The problem hash maps solve
Suppose you have a list of one million user records and you want to look up a user by email. With a plain list, you scan — that is O(n) per lookup, and a million lookups becomes a trillion operations.
A hash map turns the email directly into a slot in an array. The lookup becomes one arithmetic operation plus one or two memory reads — effectively O(1).
users = {"alice@example.com": 1, "bob@example.com": 2}
print(users["alice@example.com"]) # 1 — constant time
The magic is in the hash function.
Hash functions
A hash function maps an arbitrary input — string, integer, tuple — to a fixed-size integer.

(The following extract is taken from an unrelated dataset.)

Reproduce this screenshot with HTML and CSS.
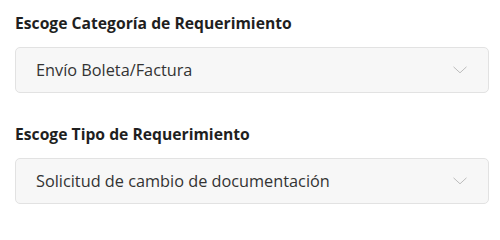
FILE: index.html
```html
<!DOCTYPE html>
<html lang="es">
<head>
<meta charset="utf-8">
<title>Requerimiento</title>
<link rel="stylesheet" href="styles.css">
</head>
<body>
<form class="form">
  <div class="field">
    <label class="label">Escoge Categoría de Requerimiento</label>
    <div class="select">
      <span class="value">Envío Boleta/Factura</span>
      <svg class="chev" width="14" height="8" viewBox="0 0 14 8"><path d="M0.5 0.8 L7 6.8 L13.5 0.8" fill="none" stroke="#bcbcbc" stroke-width="1"/></svg>
    </div>
  </div>
  <div class="field">
    <label class="label">Escoge Tipo de Requerimiento</label>
    <div class="select">
      <span class="value">Solicitud de cambio de documentación</span>
      <svg class="chev" width="14" height="8" viewBox="0 0 14 8"><path d="M0.5 0.8 L7 6.8 L13.5 0.8" fill="none" stroke="#bcbcbc" stroke-width="1"/></svg>
    </div>
  </div>
</form>
</body>
</html>
```
FILE: styles.css
```css
html, body {
  margin: 0;
  padding: 0;
  background: #ffffff;
}
body {
  font-family: "Open Sans", "Noto Sans", sans-serif;
  color: #222;
}
.form {
  display: flex;
  flex-direction: column;
  gap: 29px;
  padding: 11px 11px 0 15px;
}
.field {
  display: flex;
  flex-direction: column;
  gap: 12px;
}
.label {
  font-size: 15.7px;
  font-weight: 700;
  line-height: 24px;
  color: #1f1f1f;
}
.select {
  box-sizing: border-box;
  height: 46px;
  display: flex;
  align-items: center;
  justify-content: space-between;
  padding: 0 21px 0 20px;
  background: #f7f7f7;
  border: 1px solid #e2e2e2;
  border-radius: 5px;
}
.value {
  font-size: 16.3px;
  color: #333;
}
.chev {
  display: block;
}
```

A good hash function has three properties:
- Deterministic. The same input always produces the same hash.
- Fast. Computable in O(length of key).
- Uniform. Different inputs spread evenly across the output range.
Python exposes the builtin:
print(hash("hello")) # some large integer
print(hash(42)) # 42 (small integers hash to themselves)
print(hash((1, 2, 3))) # tuple of immutables is hashable
# hash([1, 2, 3]) # TypeError: unhashable type: 'list'
Python randomizes the seed of string hashing per process to defend against adversarial collisions. Two runs of your program will produce different hash values for the same string.
Buckets and the array under the hood
A hash map is, internally, an array of buckets. To insert a key-value pair:
- Compute
h = hash(key). - Reduce to a bucket index:
i = h mod capacity. - Store the key and value in bucket
i.
To look up a key:
- Compute the same
i. - Read bucket
i.
If two distinct keys land in the same bucket, that’s a collision — and every hash map needs a strategy for them.
Collision resolution
Two classical strategies.
Chaining
Each bucket is a small list. On collision, append the new pair to that list. Lookup compares the searched key against each entry in the bucket’s list.
bucket 3: -> (key='cat', value=1) -> (key='act', value=7)
- Insert: O(1) average.
- Lookup: O(1) average, O(length of chain) worst.
- Memory: extra pointers, but simple to reason about.
Open addressing
The hash map is a flat array; on collision, probe the next bucket (linear probing, quadratic probing, or double hashing) until you find an empty slot.
bucket 3: (key='cat', value=1)
bucket 4: (key='act', value=7) — placed here because bucket 3 was full
- Better cache locality (one contiguous array, no chasing pointers).
- More sensitive to load factor — once the table is more than ~70% full, probes become long.
CPython’s dict uses open addressing with perturbation — a clever probing sequence designed to spread collisions out. Java’s HashMap uses chaining. Both achieve average-case O(1) for the four operations we care about: insert, lookup, update, delete.
Load factor and resizing
The load factor is entries / capacity. As it climbs, collisions become more likely. To keep operations fast, hash maps resize — typically doubling the capacity and re-inserting every entry — when the load factor crosses a threshold (about 0.66 in CPython).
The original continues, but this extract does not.